Confirms the action, uses the user's name, adds warmth. Eliminates the “did it register?” doubt completely.
Before
[No orientation on salary screen load]
Users landed on a dense data screen with zero orientation — no greeting, no summary, no sense of context.
After
Here's your summary for July 2023.
One sentence. Costs nothing in space. Removes the “where am I?” cognitive tax on every page load.
08
System Thinking
Tool → Assistant

System Framing

The work wasn't about individual screens. It was about what the system says when users arrive.

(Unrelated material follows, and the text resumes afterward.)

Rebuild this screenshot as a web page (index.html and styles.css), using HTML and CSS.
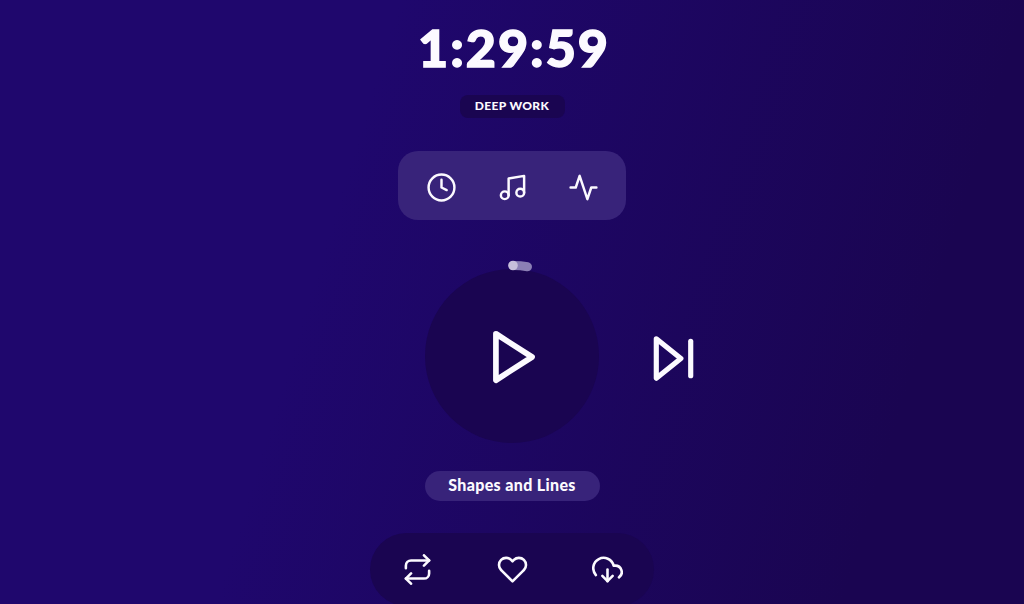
FILE: index.html
```html
<!DOCTYPE html>
<html lang="en">
<head>
  <title>Deep Work Timer</title>
  <meta charset="UTF-8">
  <meta name="viewport" content="width=device-width, initial-scale=1">
  <link rel="stylesheet" href="styles.css">
</head>
<body>
  <main class="app">
    <h1 class="timer">1:29:59</h1>
    <span class="mode">DEEP WORK</span>

    <nav class="tabs">
      <button aria-label="Timer">
        <svg class="icon" viewBox="0 0 24 24"><circle cx="12" cy="12" r="10"/><polyline points="12 6 12 12 16 14"/></svg>
      </button>
      <button aria-label="Music">
        <svg class="icon" viewBox="0 0 24 24"><path d="M9 18V5l12-2v13"/><circle cx="6" cy="18" r="3"/><circle cx="18" cy="16" r="3"/></svg>
      </button>
      <button aria-label="Activity">
        <svg class="icon" viewBox="0 0 24 24"><polyline points="22 12 18 12 15 21 9 3 6 12 2 12"/></svg>
      </button>
    </nav>

    <section class="player">
      <div class="dial">
        <button class="play" aria-label="Play">
          <svg class="icon" viewBox="0 0 24 24"><polygon points="5 3 19 12 5 21 5 3"/></svg>
        </button>
        <svg class="progress" viewBox="0 0 26 12">
          <path d="M6 5.5Q14 5.5 20.5 6.7"/>
          <circle cx="6" cy="5.5" r="4.8"/>
        </svg>
      </div>
      <button class="skip" aria-label="Next track">
        <svg class="icon" viewBox="0 0 24 24"><polygon points="5 4 15 12 5 20 5 4"/><line x1="19" y1="5" x2="19" y2="19"/></svg>
      </button>
    </section>

    <span class="track">Shapes and Lines</span>

    <footer class="actions">
      <button aria-label="Repeat">
        <svg class="icon" viewBox="0 0 24 24"><polyline points="17 1 21 5 17 9"/><path d="M3 11V9a4 4 0 0 1 4-4h14"/><polyline points="7 23 3 19 7 15"/><path d="M21 13v2a4 4 0 0 1-4 4H3"/></svg>
      </button>
      <button aria-label="Like">
        <svg class="icon" viewBox="0 0 24 24"><path d="M20.84 4.61a5.5 5.5 0 0 0-7.78 0L12 5.67l-1.06-1.06a5.5 5.5 0 0 0-7.78 7.78l1.06 1.06L12 21.23l7.78-7.78 1.06-1.06a5.5 5.5 0 0 0 0-7.78z"/></svg>
      </button>
      <button aria-label="Download">
        <svg class="icon" viewBox="0 0 24 24"><polyline points="8 17 12 21 16 17"/><line x1="12" y1="12" x2="12" y2="21"/><path d="M20.88 18.09A5 5 0 0 0 18 9h-1.26A8 8 0 1 0 3 16.29"/></svg>
      </button>
    </footer>
  </main>
</body>
</html>
```
FILE: styles.css
```css
:root {
  --bg: #1f076d;
  --dark: #1a0551;
  --panel: #38237a;
  --text: #fcfaff;
}

* {
  box-sizing: border-box;
}

body {
  margin: 0;
  height: 100vh;
  overflow: hidden;
  font-family: Lato, sans-serif;
  font-weight: 900;
  color: var(--text);
  background: linear-gradient(107deg, var(--bg) 33%, var(--dark) 85%);
}

button {
  display: flex;
  padding: 0;
  border: none;
  background: none;
  color: inherit;
  cursor: pointer;
}

.app {
  display: flex;
  flex-direction: column;
  align-items: center;
  padding-top: 16px;
}

.timer {
  margin: 0;
  padding-left: 4px;
  font-size: 52px;
  font-weight: 900;
  line-height: 62px;
  letter-spacing: 2px;
  -webkit-text-stroke: 1.4px var(--text);
}

.mode {
  margin-top: 17px;
  width: 105px;
  height: 23px;
  border-radius: 8px;
  background: var(--dark);
  font-size: 12px;
  line-height: 22px;
  letter-spacing: 0.35px;
  text-align: center;
}

.icon {
  width: 31px;
  height: 31px;
  fill: none;
  stroke: currentColor;
  stroke-width: 2;
  stroke-linecap: round;
  stroke-linejoin: round;
}

.tabs {
  display: flex;
  align-items: center;
  justify-content: center;
  gap: 40px;
  margin-top: 33px;
  width: 228px;
  height: 69px;
  padding-top: 4px;
  border-radius: 20px;
  background: var(--panel);
}

.tabs .icon {
  stroke-width: 1.9;
}

.player {
  display: grid;
  grid-template-columns: 1fr 174px 1fr;
  align-items: center;
  margin-top: 49px;
  width: 100%;
}

.dial {
  grid-column: 2;
  position: relative;
}

.play {
  align-items: center;
  justify-content: center;
  width: 174px;
  height: 174px;
  padding: 2px 0 0 4px;
  border-radius: 50%;
  background: var(--dark);
}

.play .icon {
  width: 62px;
  height: 62px;
  stroke-width: 2.2;
}

/* sits on the rim of the dial */
.progress {
  position: absolute;
  top: -9px;
  left: 81.5px;
  width: 26px;
  height: 12px;
}

.progress path {
  fill: none;
  stroke: #8b7fb5;
  stroke-width: 9;
  stroke-linecap: round;
}

.progress circle {
  fill: #c7bfdb;
}

.skip {
  margin: 5px 0 0 44.5px;
}

.skip .icon {
  width: 59px;
  height: 59px;
  stroke-width: 2.1;
}

.track {
  margin-top: 28px;
  width: 175px;
  height: 30px;
  border-radius: 15px;
  background: var(--panel);
  font-size: 16px;
  line-height: 28px;
  letter-spacing: 0.35px;
  text-align: center;
}

.actions {
  display: flex;
  align-items: center;
  justify-content: center;
  gap: 64px;
  margin-top: 32px;
  width: 284px;
  height: 73px;
  border-radius: 37px;
  background: var(--dark);
}
```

Four shifts in how the product communicates — not what it shows, but how it speaks.

Before
Tool
After
Assistant
The app processed tasks silently. Now it guides users through them — explaining what's happening and what comes next before they have to ask.
Before
Data
After
Meaning
Numbers existed on screen. Now they are interpreted — grouped, labelled, contextualised so users understand without needing to calculate.
Before
Interface
After
Guidance
Screens presented options at equal weight. Now they sequence users through priorities — what matters first, what to do next, and why.
Before
Silence
After
Confirmation
Actions completed without acknowledgment. Now every meaningful action gets a response — building trust one interaction at a time.
09
Impact
Honest outcomes

Impact

No fabricated metrics. Real qualitative outcomes.

This was a UX writing and critique engagement. Impact is measured in clarity — not dashboard numbers.

01
Reduced Salary Ambiguity
The #1 user complaint addressed by removing the chart, surfacing the ₹32,000 net pay, and creating a readable linear breakdown. Users get the answer without arithmetic.
02
Clearer Action Paths
Every CTA now tells users what happens next — not just that something will happen. Reduced hesitation, re-reading, and flow abandonment.
03
Safer Navigation
Menu restructure separated destructive system actions from daily navigation. Users can explore the app without fear of accidentally clearing their attendance data.
Scope note: This case study documents UX writing improvements and proposed UX enhancements completed during a two-month engagement. Not all changes were implemented in the live product. The annotated screens show problems identified on the actual product; the redesign mockups show the solutions proposed. UX critique and writing proposals are contributions regardless of implementation status — the thinking is the work.
10
Key Takeaway
What this project taught

10 — Key Takeaway

UX writing is not about making interfaces sound better. It is about making systems understandable.

HR365 had all the features. The salary data was accurate. Attendance tracking worked. The app didn't fail because it was broken — it failed because it assumed users could interpret raw output without guidance. The intervention wasn't cosmetic. It was structural: every label, CTA, section title, and status message is a decision about how much cognitive work users have to carry. This project was about putting that weight back on the system, where it belongs.

A note on working with imperfect products:
Negative reviews reflect the product experience — not the UX writer's contribution. Real UX work happens inside products with real constraints, partial buy-in, and incomplete implementation. The value of this case study is not the app's rating. It is the thinking that went into diagnosing what was wrong and proposing what could be better. That thinking transfers to any product, any team, any stage.